Ô solitude des absides. Elles sont huit dans le sépulcre circulaire, où triomphe Théodora. Le seul jour luit d’en haut, tombant comme dans une cloche au fond de la paix marine. L’étrange église, faite de dômes mous portant sur des piliers lourds, semble une plante sans nom des profondeurs, une méduse de pierre, dont les tentacules cherchent le sol, et dont les oignons, les racines bulbeuses flottent en l’air. Le calme de ce vaisseau enveloppe un mystère. Le grand silence est un cri qu’on étouffe. Tout, à S. Vital, est en hélices et en spirales ; tout y a des retours et des repentirs jaloux. Seule, la lumière confesse son secret magique. On ne pense plus à la Bible ni à l’Évangile, ni aux anges, ni à la majesté impériale. Le désir de savoir et de comprendre s’éteint.
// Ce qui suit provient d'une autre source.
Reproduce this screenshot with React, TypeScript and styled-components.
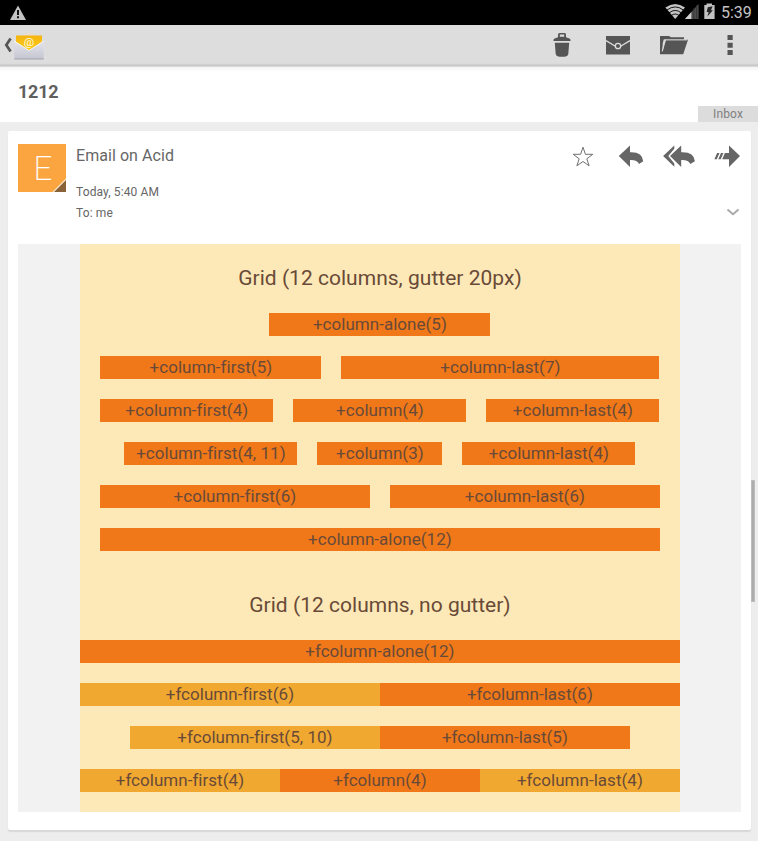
import React from "react";
import styled, { createGlobalStyle } from "styled-components";

const GlobalStyle = createGlobalStyle`
  * { box-sizing: border-box; }
  html, body { margin: 0; padding: 0; }
  body { background: #ededed; font-family: Roboto, sans-serif; color: #666; overflow: hidden; }
  svg { display: block; flex: none; }
`;

const Screen = styled.div`
  position: relative;
  width: 758px;
  height: 841px;
  display: flex;
  flex-direction: column;
  overflow: hidden;
  background: #ededed;
`;

const StatusBar = styled.header`
  height: 25px;
  flex: none;
  display: flex;
  align-items: center;
  justify-content: space-between;
  padding: 0 6px 0 10px;
  background: #000;
`;

const StatusIcons = styled.div`
  display: flex;
  align-items: center;
  color: #c4c4c4;
`;

const Clock = styled.span`
  width: 31px;
  margin-left: 5px;
  font-size: 16px;
  line-height: 25px;
  white-space: nowrap;
`;

const ActionBar = styled.nav`
  height: 42px;
  flex: none;
  display: flex;
  align-items: flex-start;
  justify-content: space-between;
  background: linear-gradient(#dddddd 0 38px, #d8d8d8 39px, #c6c6c6 40px, #cccccc 41px, #e6e6e6 42px);
`;

const Actions = styled.div`
  display: flex;
`;

const Subject = styled.section`
  height: 55px;
  flex: none;
  display: flex;
  justify-content: space-between;
  padding-left: 18px;
  background: linear-gradient(#f4f4f4, #fff 5px);
`;

const SubjectText = styled.h1`
  margin: 0;
  color: #5f5f5f;
  font-size: 18px;
  line-height: 50px;
  font-weight: 700;
  letter-spacing: -0.25px;
`;

const FolderTag = styled.span`
  align-self: flex-end;
  width: 60px;
  height: 16px;
  background: #dcdcdc;
  color: #808080;
  font-size: 12px;
  line-height: 16px;
  text-align: center;
  letter-spacing: 0.15px;
`;

const Card = styled.article`
  width: 743px;
  height: 699px;
  margin: 9px 0 0 8px;
  flex: none;
  padding: 13px 10px 0;
  background: #fff;
  border-radius: 2px;
  box-shadow: 0 2px 1px #d8d8d8;
`;

const MessageHeader = styled.div`
  height: 100px;
  display: flex;
`;

const Avatar = styled.div`
  width: 48px;
  height: 48px;
  flex: none;
`;

const Sender = styled.div`
  flex: 1;
  padding-left: 10px;
`;

const SenderName = styled.div`
  font-size: 16px;
  line-height: 24px;
  letter-spacing: 0.06px;
`;

const Detail = styled.div<{ $gap: number }>`
  margin-top: ${(p) => p.$gap}px;
  font-size: 12px;
  line-height: 16px;
  letter-spacing: 0.12px;
`;

const MessageTools = styled.div`
  display: flex;
  flex-direction: column;
  align-items: flex-end;
`;

const MessageBody = styled.div`
  height: 568px;
  display: flex;
  padding-left: 62px;
  background: #f2f2f2;
`;

const Newsletter = styled.div`
  width: 600px;
  background: #fde9b7;
  color: #694a38;
`;

const GridTitle = styled.h2`
  margin: 0;
  height: 69px;
  padding-top: 20px;
  font-size: 21px;
  font-weight: 400;
  line-height: 28px;
  text-align: center;
  letter-spacing: 0.02px;
`;

const GridRow = styled.div<{ $gap: number }>`
  display: flex;
  justify-content: center;
  gap: ${(p) => p.$gap}px;
  height: 23px;
  margin-bottom: 20px;
  padding-right: 0.2px;
`;

const Column = styled.div<{ $width: number; $light?: boolean }>`
  width: ${(p) => p.$width}px;
  flex: none;
  background: ${(p) => (p.$light ? "#f0a830" : "#f07818")};
  font-size: 17px;
  line-height: 23px;
  text-align: center;
  white-space: nowrap;
  letter-spacing: 0.03px;
`;

const ScrollThumb = styled.div`
  position: absolute;
  right: 3px;
  top: 480px;
  width: 4px;
  height: 122px;
  background: #acacac;
  border: 1px solid #bdbdbd;
`;

type Cell = { label: string; width: number; light?: boolean };

const gutterRows: Cell[][] = [
  [{ label: "+column-alone(5)", width: 221 }],
  [{ label: "+column-first(5)", width: 221 }, { label: "+column-last(7)", width: 318 }],
  [{ label: "+column-first(4)", width: 173 }, { label: "+column(4)", width: 173 }, { label: "+column-last(4)", width: 173 }],
  [{ label: "+column-first(4, 11)", width: 173 }, { label: "+column(3)", width: 125 }, { label: "+column-last(4)", width: 173 }],
  [{ label: "+column-first(6)", width: 270 }, { label: "+column-last(6)", width: 270 }],
  [{ label: "+column-alone(12)", width: 560 }],
];

const flushRows: Cell[][] = [
  [{ label: "+fcolumn-alone(12)", width: 600 }],
  [{ label: "+fcolumn-first(6)", width: 300, light: true }, { label: "+fcolumn-last(6)", width: 300 }],
  [{ label: "+fcolumn-first(5, 10)", width: 250, light: true }, { label: "+fcolumn-last(5)", width: 250 }],
  [{ label: "+fcolumn-first(4)", width: 200, light: true }, { label: "+fcolumn(4)", width: 200 }, { label: "+fcolumn-last(4)", width: 200, light: true }],
];

const Rows = ({ rows, gap }: { rows: Cell[][]; gap: number }) => (
  <>
    {rows.map((row, i) => (
      <GridRow key={i} $gap={gap}>
        {row.map((cell) => (
          <Column key={cell.label} $width={cell.width} $light={cell.light}>
            {cell.label}
          </Column>
        ))}
      </GridRow>
    ))}
  </>
);

const WarningIcon = () => (
  <svg width="16" height="25" viewBox="10 0 16 25">
    <path d="M18 5.5 26 20H10Z" fill="#c3c3c3" />
    <path d="M17 10h2v5h-2zM17 16.3h2v2h-2z" fill="#111" />
  </svg>
);

const SignalIcons = () => (
  <svg width="52" height="25" viewBox="664 0 52 25">
    <path d="M665.4 7.6Q675.2 .6 685 7.6L675.2 19Z" fill="#c4c4c4" />
    <g fill="none" stroke="#000" strokeWidth=".9">
      <path d="M667 10Q675.2 3.9 683.4 10" />
      <path d="M669 12.9Q675.2 8 681.4 12.9" />
      <path d="M671.2 15.6Q675.2 12.4 679.2 15.6" />
    </g>
    <path d="M698.6 4V19H685Z" fill="#4c4c4c" />
    <path d="M691.4 12V19H685Z" fill="#d0d0d0" />
    <path d="M693.8 8V19M696.5 5V19" stroke="#303030" strokeWidth=".7" />
    <path d="M706.5 3.5h5.5V5h2.6v14h-10.3V5h2.2z" fill="#c2c2c2" />
    <path d="m707.8 7.2 4.8-1-1.6 4 1.9.1-5.5 6.2 1.2-4.4h-2z" fill="#262626" />
  </svg>
);

const MailHomeIcon = () => (
  <svg width="46" height="40" viewBox="0 25 46 40">
    <defs>
      <linearGradient id="letter" x2="0" y2="1">
        <stop stopColor="#f5b40f" />
        <stop offset="1" stopColor="#ffd31a" />
      </linearGradient>
      <linearGradient id="envelope" x2="0" y2="1">
        <stop stopColor="#e4e4ec" />
        <stop offset="1" stopColor="#c6c6d2" />
      </linearGradient>
    </defs>
    <path d="M10.6 38.6 6.3 45l4.3 6.4" fill="none" stroke="#555" strokeWidth="2.7" />
    <path d="M14.5 41 26 33.4Q29.5 31.5 33 33.4L43.5 41V50H14.5Z" fill="#e8ddd0" />
    <path d="M16 35.5h26V55H16z" fill="url(#letter)" />
    <text x="29" y="46" textAnchor="middle" fontSize="11.5" fill="#fffbe4">@</text>
    <path d="M14.3 41 29 50.5 43.7 41V59H14.3Z" fill="url(#envelope)" />
    <path d="m14.3 41 14.7 9.5L43.7 41" fill="none" stroke="#f8f8fb" strokeWidth=".9" />
    <path d="M14.3 59h29.4" stroke="#a3a3ad" strokeWidth="1" />
  </svg>
);

const ActionIcons = () => (
  <svg width="218" height="40" viewBox="540 25 218 40" fill="#555">
    <path fillRule="evenodd" d="M558 37.2v-2.7q0-1.5 1.5-1.5h5q1.5 0 1.5 1.5v2.7l3.4 1.4q1.2.5 1.2 2.4h-17.2q0-1.9 1.2-2.4zM559.8 36.7h4.4v-2.1h-4.4z" />
    <path d="M554.8 42.7h14.4l-.9 11.3q-.2 2-2.4 2.4-3.9.8-7.8 0-2.2-.4-2.4-2.4z" />
    <path d="M606 36h24v18.5h-24z" />
    <path d="m606 40.6 8.5 5.1q1.4.6 3.5.6 2.1 0 3.5-.6l8.5-5.1" fill="none" stroke="#ddd" strokeWidth="1.3" />
    <circle cx="618" cy="46" r="2.7" stroke="#ddd" strokeWidth="1.3" />
    <path d="M660 54.3V36h9l2 1.2h13v2.2h-20.3l-1 4v8l3.4-11.6H688l-4.8 14.5H660Z" />
    <path d="m662.2 51.5 2.4-11.6H687" fill="none" stroke="#ddd" strokeWidth="1" />
    <path d="M727.5 35h5.2v5h-5.2zM727.5 42.8h5.2v5h-5.2zM727.5 50h5.2v5h-5.2z" />
  </svg>
);

const ReplyIcons = () => (
  <svg width="171" height="30" viewBox="570 142 171 30" fill="#666">
    <path d="m583 147.2 2.4 7.1h7.4l-6 4.5 2.3 7-6.1-4.3-6.1 4.3 2.3-7-6-4.5h7.4z" fill="none" stroke="#707070" />
    <path d="M618.8 156.1 630 145.4v6.8q12.5-.6 13.2 9.1l-4.2 2.7q-1.7-4.4-9-4.1v7.1z" />
    <path d="M670 156.1 681.2 145.4v6.8q13-.6 13.7 9.1l-4.6 2.7q-1.7-4.4-9.1-4.1v7.1z" />
    <path d="M674.3 145.5v3.2l-6 7.4 6 7.4v3.3l-11.2-10.7z" />
    <path d="M729 145.4 740 156.1 729 167v-7.8h-4.8l2.6-6.1h2.2z" />
    <path d="m714.4 159.2 2.7-6.1h2.4l-2.7 6.1zM718.3 159.2l2.7-6.1h2.4l-2.7 6.1zM722.2 159.2l2.7-6.1h2.4l-2.7 6.1z" />
  </svg>
);

const ExpandIcon = () => (
  <svg width="16" height="12" viewBox="0 0 16 12">
    <path d="m2.5 3.5 5.5 4.7 5.5-4.7" fill="none" stroke="#aaa" strokeWidth="2" />
  </svg>
);

const ToolsTop = styled.div`
  height: 64px;
  margin-top: -2px;
`;

const LetterAvatar = () => (
  <Avatar>
    <svg width="48" height="48" viewBox="0 0 48 48">
      <path d="M0 0h48v48H0z" fill="#fba541" />
      <text x="25" y="36" textAnchor="middle" fontFamily="Roboto" fontSize="33" fontWeight="200" fill="#fff">E</text>
      <path d="M48 34.5V48H34.5Z" fill="#fff3df" />
      <path d="M48 36V48H36Z" fill="#8a6237" />
    </svg>
  </Avatar>
);

export default function App() {
  return (
    <Screen>
      <GlobalStyle />
      <StatusBar>
        <WarningIcon />
        <StatusIcons>
          <SignalIcons />
          <Clock>5:39</Clock>
        </StatusIcons>
      </StatusBar>
      <ActionBar>
        <MailHomeIcon />
        <Actions>
          <ActionIcons />
        </Actions>
      </ActionBar>
      <Subject>
        <SubjectText>1212</SubjectText>
        <FolderTag>Inbox</FolderTag>
      </Subject>
      <Card>
        <MessageHeader>
          <LetterAvatar />
          <Sender>
            <SenderName>Email on Acid</SenderName>
            <Detail $gap={16}>Today, 5:40 AM</Detail>
            <Detail $gap={5}>To: me</Detail>
          </Sender>
          <MessageTools>
            <ToolsTop>
              <ReplyIcons />
            </ToolsTop>
            <ExpandIcon />
          </MessageTools>
        </MessageHeader>
        <MessageBody>
          <Newsletter>
            <GridTitle>Grid (12 columns, gutter 20px)</GridTitle>
            <Rows rows={gutterRows} gap={20} />
            <GridTitle>Grid (12 columns, no gutter)</GridTitle>
            <Rows rows={flushRows} gap={0} />
          </Newsletter>
        </MessageBody>
      </Card>
      <ScrollThumb />
    </Screen>
  );
}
J’ai pris de l’opium. Il pleut de l’or, avec douceur, dans l’Orient triste. Les visions se déroulent sur une trame d’ombre. Le bleu est le ciel du crépuscule, sombre velours ; le vert est de mousse et d’émeraude. L’orange chante à l’octave de l’or ; le blanc pur des voiles est doux comme les plumes du cygne. Et le violet tient tout l’accord. Le goût profond de l’harmonie, la vertu musicale, voilà le don qu’offrent au monde les hymnes de Ravenne.

L’heure est venue de plonger les yeux dans les yeux du Christ, à Saint-Apollinaire Neuf. On ne le saurait voir de trop près.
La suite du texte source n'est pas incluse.